The class (Latin: classis) is

  • The composition of each class is determined by a taxonomist.
  • For example, dogs are usually assigned to the phylum Chordata (animals with notochords); in the class Mammalia; in the order Carnivora (mammals that eat meat).
  • This category includes related orders. For example, order Primata comprising monkey,gorilla and gibbon is placed in class Mammalia along with order Carnivora that includes animals like tiger, cat and dog.
  • Class Mammalia has other orders also.

Phylum

In biology, a phylum (plural: phyla) is a taxonomic rank below Kingdom and above Class. "Phylum" is equivalent to the botanical term division.

  • Classes comprising animals like fishes, amphibians, reptiles, birds along with mammals constitute the next higher category called Phylum.
  • All these, based on the common features like presence of notochord and dorsal hollow neural system, are included in phylum Chordata.
  • In case of plants, classes with a few similar characters are assigned to a higher category called Division.

Kingdom

  • The kingdom or regnum is a taxonomic rank in either (historically) the highest rank, or (in the new three-domain system) the rank below domain.
  • Each kingdom is divided into smaller groups called phyla (or in some contexts these are called "divisions").
  • A system of six kingdoms is used at many places-Animalia, Plantae, Fungi, Protista, Archaea, Bacteria.
  • While some describe five kingdoms as -Animalia, Plantae, Fungi, Protista, and Prokaryota or Monera.
  • The classifications of taxonomy are life, domain, kingdom, phylum, class, order, family, genus, and species.
  • All animals belonging to various phyla are assigned to the highest category called Kingdom Animalia in the classification system of animals.
  • The Kingdom Plantae, on the other hand, is distinct, and comprises all plants from various divisions.
  • Henceforth, we will refer to these two groups as animal and plant kingdoms. The taxonomic categories from species to kingdom have been shown in ascending order starting with species .These are broad categories.
  • However, taxonomists have also developed sub-categories in this hierarchy to facilitate more sound and scientific placement of various taxa.
  • For example, as we go higher from species to kingdom, the number of common characteristics goes on decreasing. Lower the taxa more are the characteristics that the members within the taxon share.
  • Higher the category, greater is the difficulty of determining the relationship to other taxa at the same level. Hence, the problem of classification becomes more complex.

DOMAIN

“A Domain (also super regnum, super kingdom, or empire) is the highest taxonomic rank of organisms, higher than a kingdom.
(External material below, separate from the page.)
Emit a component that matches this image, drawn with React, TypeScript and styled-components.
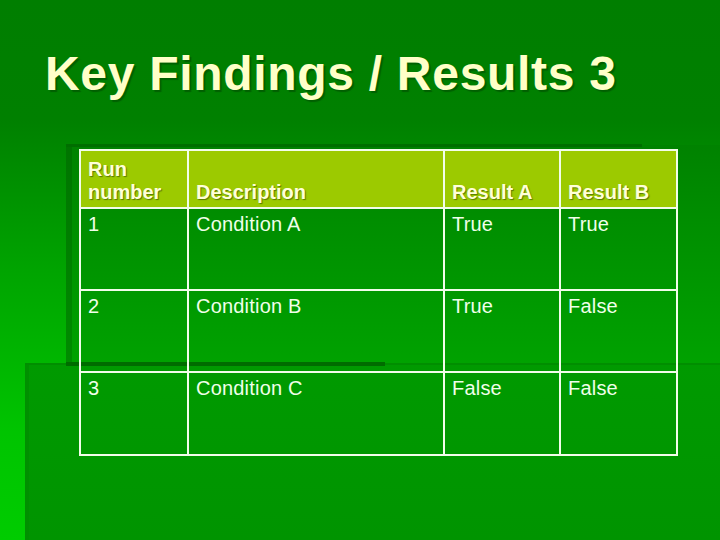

  • According to the three-domain system of Carl Woese, introduced in 1990, the Tree of Life  consists of three domains: Archaea, Bacteria and Eukarya. The arrangement of taxa reflects the fundamental differences in the genomes.
  • There are some alternative classifications of life: The two-empire system or super domain system, with top-level groupings of Prokaryota (or Monera), Eukaryota and the recently discovered Archaea empires.
  • The six-kingdom system with top-level groupings of Eubacteria, Archaebacteria, Protista, Fungi, Plantae, and Animalia.
  • As these groupings depend primarily on the analysis of genetic sequence data and cladistics, additional proposed arrangements are to be expected.
  • None of the three systems currently include non-cellular life.